Oh, so you don't keep one of the 3's behind at all?

Answer 18

This is what I have so far http://www.sketchtoy.com/47619421

Answer 19

looks good so far.

as for how square roots work, you know
\[ \sqrt{4} =2 \]
but you can write that as
\[ \sqrt{2\cdot 2} = 2 \]
as a way to remember that you pull out a pair

Answer 20

now factor out the \(\sqrt{2x} \) from each term

Answer 21

Pull out the pairs?

Answer 22

factoring is different, if you have (1A +xA +yA)
for example, you can "factor out" the A to get (1+x+y)*A
notice if you "distribute the A" you get: (A+Ax+Ay)
so factoring is the opposite of distributing

in your problem, factor out the \( \sqrt{2x}\)

Answer 23

Make it all multiplied by 2?

Answer 24

you have
\[ 3 \sqrt{2x} +2x\sqrt{2x}-15\sqrt{2x}\]
factor out \(\sqrt{2x}\) from each term. that means "erase it" from each term, put parens around everything, and put the \(\sqrt{2x} \)on the outside of the parens

Answer 25

so multiplied by sqrt 2x ?

Answer 26

try it. what do you get ?

Answer 27

3+2x-15 * sqrt2x

Answer 28

yes, except put the first 3 terms in parens (because the sqrt2x is multiplying all of them)
(3+2x-15 )* sqrt2x

now you have in the parens 3+2x+ -15 or (changing the order of adding -- which is allowed) 3+ -15 +2x

can you simplify that ?

Answer 29

-10x *sqrt 2

Answer 30

that looks dubious, as Nakim got the same answer, and we know he is wrong

Answer 31

you can combine *like terms*

so you can add and subtract the pure numbers, but the 2x is not a pure number. Leave the 2x alone

Answer 32

2x-12 *sqrt2

Answer 33

remember the parens
and what happen to sqrt(2x) (not just sqrt2)

Answer 34

(2x-12)*sqrt2x

Answer 35

yes. that could be the answer. you could also factor out a 2 from both terms
can you do that ?

Answer 36

No, I don't remember how.

Answer 37

divide both terms by 2 and simplify
then put a 2 outside the parens
can you do that ?

Answer 38

http://www.sketchtoy.com/47621827

Answer 39

almost. First, you should not use x for multiply in algebra because it looks like the variable x. people either leave out the multiply sign or if you need it for clarity, use a dot \( \cdot \)

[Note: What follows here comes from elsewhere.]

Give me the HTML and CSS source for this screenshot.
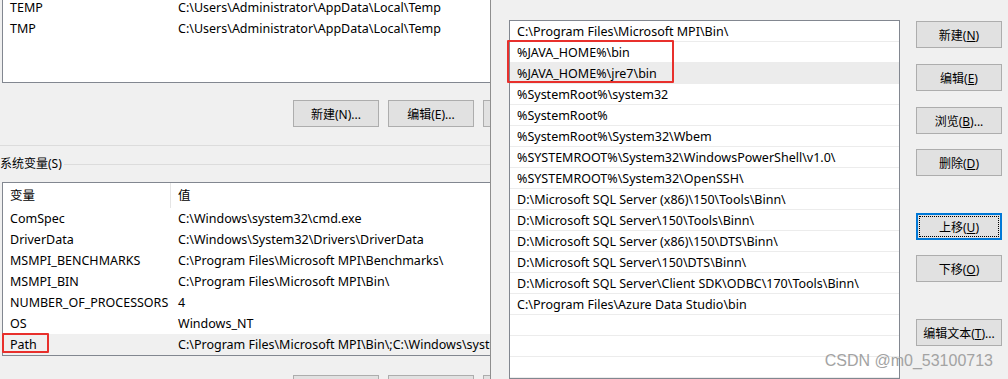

meanwhile, you divided each term by 2, but you also have to put a 2 out front of the parens

Answer 40

Can you show me? I'm a little confused

Answer 41

example: (2x+4y)z
factor out a 2 from each term: divide each term in the parens by 2
(x +2y)2z
and put the 2 outside the parens

Answer 42

Like this? http://www.sketchtoy.com/47622643

Answer 43

@ash2326

Answer 44

@amistre64

Answer 45

Click the sketchtoy link http://www.sketchtoy.com/47622643

Answer 46

Cool
you see the second last step
\[(2x-12)\times \sqrt {2x}\]
You take 2 out of 2x-12
\[2(x-6)\times \sqrt{2x}\]
Do you notice any diff here and the sketchy last line?

Answer 47

That's all?

Answer 48

yes, you missed a 2 in the square root. otherwise it's right

Answer 49

Okay, can you help me with where Nakim messed up?

Answer 50

that's very easy, if you think that there is an x out in all the terms
then you'll get Nakim's answer.
Hint lies in the fact that we have
\[2x-12\]
now if we have x along with 12, you'd get -10x, of course the square root of (2x) is there

Answer 51

I don't understand...

Answer 52

check this out
http://www.sketchtoy.com/47622643

Answer 53

oops thats yours

Answer 54

ok I'll type here
\[3 \sqrt 2x+x\sqrt{8x} - 5 \sqrt{18x}\]
He'd have thought that x is out side every term
\[3\underline x\sqrt{2x}+x\sqrt{8x}-5\underline x\sqrt{18x}\]
\[3x\sqrt{2x}+2x\sqrt{8x}-15x\sqrt{2x}\]
\[(3x+2x-15x)\sqrt{2x}\]
\[-10x\sqrt{2x}\]
Do you get this?

Answer 55

Yes, Thanks!

Answer 56

Are you sure? and you understood how it has to be done correctly?